Could you explain why your chosen action interface is compatible with intervention, safety filtering, and offline replay?
This chapter section is a good place to stress that policy families and action APIs are different design layers. A diffusion policy over Cartesian chunks and a BC model over joint deltas may fail for reasons that have nothing to do with diffusion or cloning and everything to do with monitorability and embodiment fit.
It is also the right moment to insist on same-panel evidence. Manipulation papers and demos frequently compare policies that ran with different controllers, sensors, or success metrics. Those comparisons sound quantitative while saying very little.
| Tool or Library | Role in the Topic | Builder Advice |
|---|---|---|
| LeRobot | Dataset and policy workflow | Use it for data loaders, policy baselines, and low-cost hardware integration. |
| robomimic | Offline imitation-learning baselines | Use it when you need strong manipulation imitation baselines and reproducible configs. |
| ManiSkill | GPU manipulation training and evaluation | Useful for policy iteration and broad task panels before hardware tests. |
Train a small policy on a toy manipulation dataset and compare it to a scripted baseline on nominal and perturbed episodes. Report success and recovery behavior.
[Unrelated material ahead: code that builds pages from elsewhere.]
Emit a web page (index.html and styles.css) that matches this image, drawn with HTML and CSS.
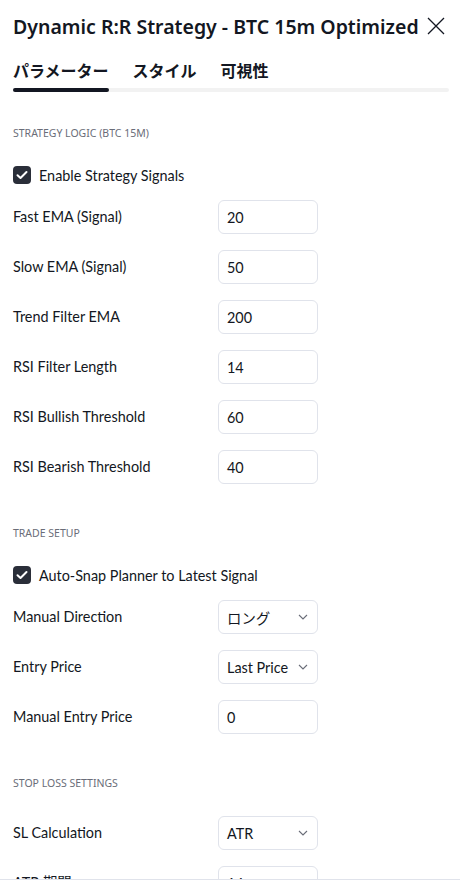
FILE: index.html
```html
<!DOCTYPE html>
<html lang="ja">
<head>
<meta charset="utf-8">
<title>Dynamic R:R Strategy</title>
<link rel="stylesheet" href="styles.css">
</head>
<body>
<div class="dialog">
  <div class="scroll">
    <header class="header">
      <h1 class="title">Dynamic R:R Strategy - BTC 15m Optimized</h1>
      <button class="close" aria-label="close">
        <svg width="18" height="18" viewBox="0 0 18 18"><path d="M1 1L17 17M17 1L1 17" stroke="#131722" stroke-width="1.3" fill="none"/></svg>
      </button>
    </header>
    <nav class="tabs">
      <span class="tab active">パラメーター</span>
      <span class="tab">スタイル</span>
      <span class="tab">可視性</span>
    </nav>
    <div class="track"><div class="track-fill"></div></div>

    <section class="section first">
      <div class="heading">STRATEGY LOGIC (BTC 15M)</div>
      <div class="rows">
        <label class="check-row"><span class="box"><svg width="12" height="10" viewBox="0 0 12 10"><path d="M1.5 5.2L4.5 8L10.5 2" stroke="#fff" stroke-width="2" fill="none" stroke-linecap="round" stroke-linejoin="round"/></svg></span>Enable Strategy Signals</label>
        <div class="row"><span class="label">Fast EMA (Signal)</span><div class="field">20</div></div>
        <div class="row"><span class="label">Slow EMA (Signal)</span><div class="field">50</div></div>
        <div class="row"><span class="label">Trend Filter EMA</span><div class="field">200</div></div>
        <div class="row"><span class="label">RSI Filter Length</span><div class="field">14</div></div>
        <div class="row"><span class="label">RSI Bullish Threshold</span><div class="field">60</div></div>
        <div class="row"><span class="label">RSI Bearish Threshold</span><div class="field">40</div></div>
      </div>
    </section>

    <section class="section">
      <div class="heading">TRADE SETUP</div>
      <div class="rows">
        <label class="check-row"><span class="box"><svg width="12" height="10" viewBox="0 0 12 10"><path d="M1.5 5.2L4.5 8L10.5 2" stroke="#fff" stroke-width="2" fill="none" stroke-linecap="round" stroke-linejoin="round"/></svg></span>Auto-Snap Planner to Latest Signal</label>
        <div class="row"><span class="label">Manual Direction</span><div class="field select"><span>ロング</span><svg class="chev" width="10" height="6" viewBox="0 0 10 6"><path d="M1 1L5 5L9 1" stroke="#6a6d78" stroke-width="1.1" fill="none"/></svg></div></div>
        <div class="row"><span class="label">Entry Price</span><div class="field select"><span>Last Price</span><svg class="chev" width="10" height="6" viewBox="0 0 10 6"><path d="M1 1L5 5L9 1" stroke="#6a6d78" stroke-width="1.1" fill="none"/></svg></div></div>
        <div class="row"><span class="label">Manual Entry Price</span><div class="field">0</div></div>
      </div>
    </section>

    <section class="section">
      <div class="heading">STOP LOSS SETTINGS</div>
      <div class="rows">
        <div class="row"><span class="label">SL Calculation</span><div class="field select"><span>ATR</span><svg class="chev" width="10" height="6" viewBox="0 0 10 6"><path d="M1 1L5 5L9 1" stroke="#6a6d78" stroke-width="1.1" fill="none"/></svg></div></div>
        <div class="row"><span class="label">ATR 期間</span><div class="field">14</div></div>
      </div>
    </section>
  </div>
  <footer class="footer"></footer>
</div>
</body>
</html>
```

FILE: styles.css
```css
* { box-sizing: border-box; }
html, body { margin: 0; padding: 0; background: #fff; }
body {
  font-family: "Lato", "Noto Sans CJK JP", sans-serif;
  color: #131722;
  font-size: 14.4px;
}
.dialog {
  width: 460px;
  height: 880px;
  display: flex;
  flex-direction: column;
  overflow: hidden;
}
.scroll {
  height: 879px;
  overflow: hidden;
  padding: 0 11px 0 13px;
  flex: none;
}
.footer {
  border-top: 1px solid #e0e3eb;
  flex: 1;
}
.header {
  display: flex;
  align-items: center;
  justify-content: space-between;
  height: 52px;
}
.title {
  margin: 0;
  font-family: "Noto Sans", "Noto Sans CJK JP", sans-serif;
  font-size: 19.5px;
  font-weight: 600;
  white-space: nowrap;
}
.close {
  border: 0;
  background: none;
  padding: 0;
  margin-right: 4px;
  width: 18px;
  height: 18px;
  display: flex;
}
.tabs {
  display: flex;
  gap: 24px;
  height: 36px;
  align-items: center;
  font-family: "Noto Sans CJK JP", sans-serif;
  font-size: 16px;
  font-weight: 700;
}
.track {
  height: 4px;
  border-radius: 2px;
  background: #f2f2f2;
}
.track-fill {
  width: 96px;
  height: 4px;
  border-radius: 2px;
  background: #131722;
}
.section { padding-top: 41px; }
.section.first { padding-top: 33px; }
.heading {
  font-family: "Noto Sans", sans-serif;
  font-size: 10.5px;
  line-height: 16px;
  color: #6a6d78;
  margin-bottom: 25px;
}
.rows {
  display: flex;
  flex-direction: column;
  gap: 16px;
}
.check-row {
  display: flex;
  align-items: center;
  gap: 8px;
  height: 18px;
}
.box {
  width: 18px;
  height: 18px;
  border-radius: 4px;
  background: #2a2e39;
  display: flex;
  align-items: center;
  justify-content: center;
}
.row {
  display: grid;
  grid-template-columns: 205px 100px;
  align-items: center;
  height: 34px;
}
.label { line-height: 18px; }
.field {
  height: 34px;
  border: 1px solid #e0e3eb;
  border-radius: 6px;
  padding: 0 8px;
  display: flex;
  align-items: center;
}
.select { justify-content: space-between; padding-right: 9px; }
.chev { flex: none; }
```
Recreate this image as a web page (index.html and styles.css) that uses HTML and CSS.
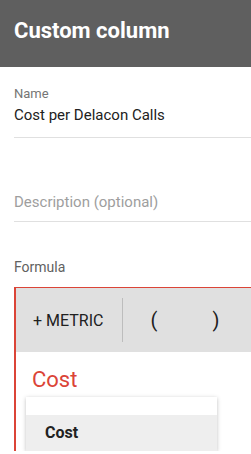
FILE: index.html
```html
<!DOCTYPE html>
<html>
<head>
<meta charset="utf-8">
<title>Custom column</title>
<link rel="stylesheet" href="styles.css">
</head>
<body>
<div class="header">Custom column</div>
<div class="content">
  <div class="field">
    <div class="label">Name</div>
    <div class="value">Cost per Delacon Calls</div>
  </div>
  <div class="field desc">
    <div class="placeholder">Description (optional)</div>
  </div>
  <div class="formula-label">Formula</div>
  <div class="formula">
    <div class="toolbar">
      <span class="metric">+ METRIC</span>
      <span class="sep"></span>
      <span class="paren">(</span>
      <span class="paren">)</span>
    </div>
    <div class="editor">
      <div class="typed">Cost</div>
      <div class="dropdown">
        <div class="blank"></div>
        <div class="item active">Cost</div>
      </div>
    </div>
  </div>
</div>
</body>
</html>
```

FILE: styles.css
```css
body{
margin:0;
font-family:Roboto,"Noto Sans",sans-serif;
background:#fff;
overflow:hidden;
}
.header{
height:67px;
background-color:#5f5f5f;
color:#fff;
font-size:22px;
font-weight:bold;
line-height:62px;
padding-left:14px;
}
.content{
padding-left:14px;
}
.field{
border-bottom:1px solid #e0e0e0;
}
.label{
font-size:13px;
color:#757575;
padding-top:19px;
line-height:15px;
}
.value{
font-size:15px;
color:#212121;
line-height:20px;
padding:4px 0 12px;
}
.desc{
padding-top:54px;
}
.placeholder{
font-size:15px;
color:#9e9e9e;
line-height:20px;
padding:0 0 9px;
}
.formula-label{
font-size:14px;
color:#616161;
padding-top:37px;
line-height:16px;
}
.formula{
margin-top:12px;
border-top:1px solid #db4437;
border-left:2px solid #db4437;
}
.toolbar{
height:64px;
background-color:#e0e0e0;
display:flex;
align-items:center;
}
.metric{
font-size:16px;
color:#212121;
padding-left:17px;
width:89px;
}
.sep{
width:1px;
height:44px;
background-color:#bdbdbd;
}
.paren{
font-size:20px;
color:#212121;
width:62px;
text-align:center;
}
.editor{
padding:15px 0 0 16px;
}
.typed{
font-size:22px;
color:#db4437;
line-height:26px;
}
.dropdown{
margin-top:4px;
margin-left:-6px;
width:191px;
background:#fff;
box-shadow:0 1px 4px rgba(0,0,0,0.25);
}
.blank{
height:18px;
}
.item{
height:36px;
line-height:36px;
padding-left:19px;
font-size:16px;
font-weight:bold;
color:#212121;
}
.item.active{
background-color:#eeeeee;
}
```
Separate policy mistakes into perception misread, action-interface mismatch, unsafe command, and missing recovery. Those labels keep learning experiments from turning into vague stories about instability.
Section References
Open tooling for robot datasets, imitation policies, and low-cost hardware workflows.
Manipulation imitation-learning benchmark suite and policy library.
Current open-source vision-language-action stack for robot control and fine-tuning.
Learned manipulation policies are most valuable when they improve recovery and generalization while staying inside a clear, monitorable action contract.
Choose one manipulation task and justify whether BC, RL, or a VLA policy is the right first learning baseline. Your answer should mention data, action interface, and recovery supervision explicitly.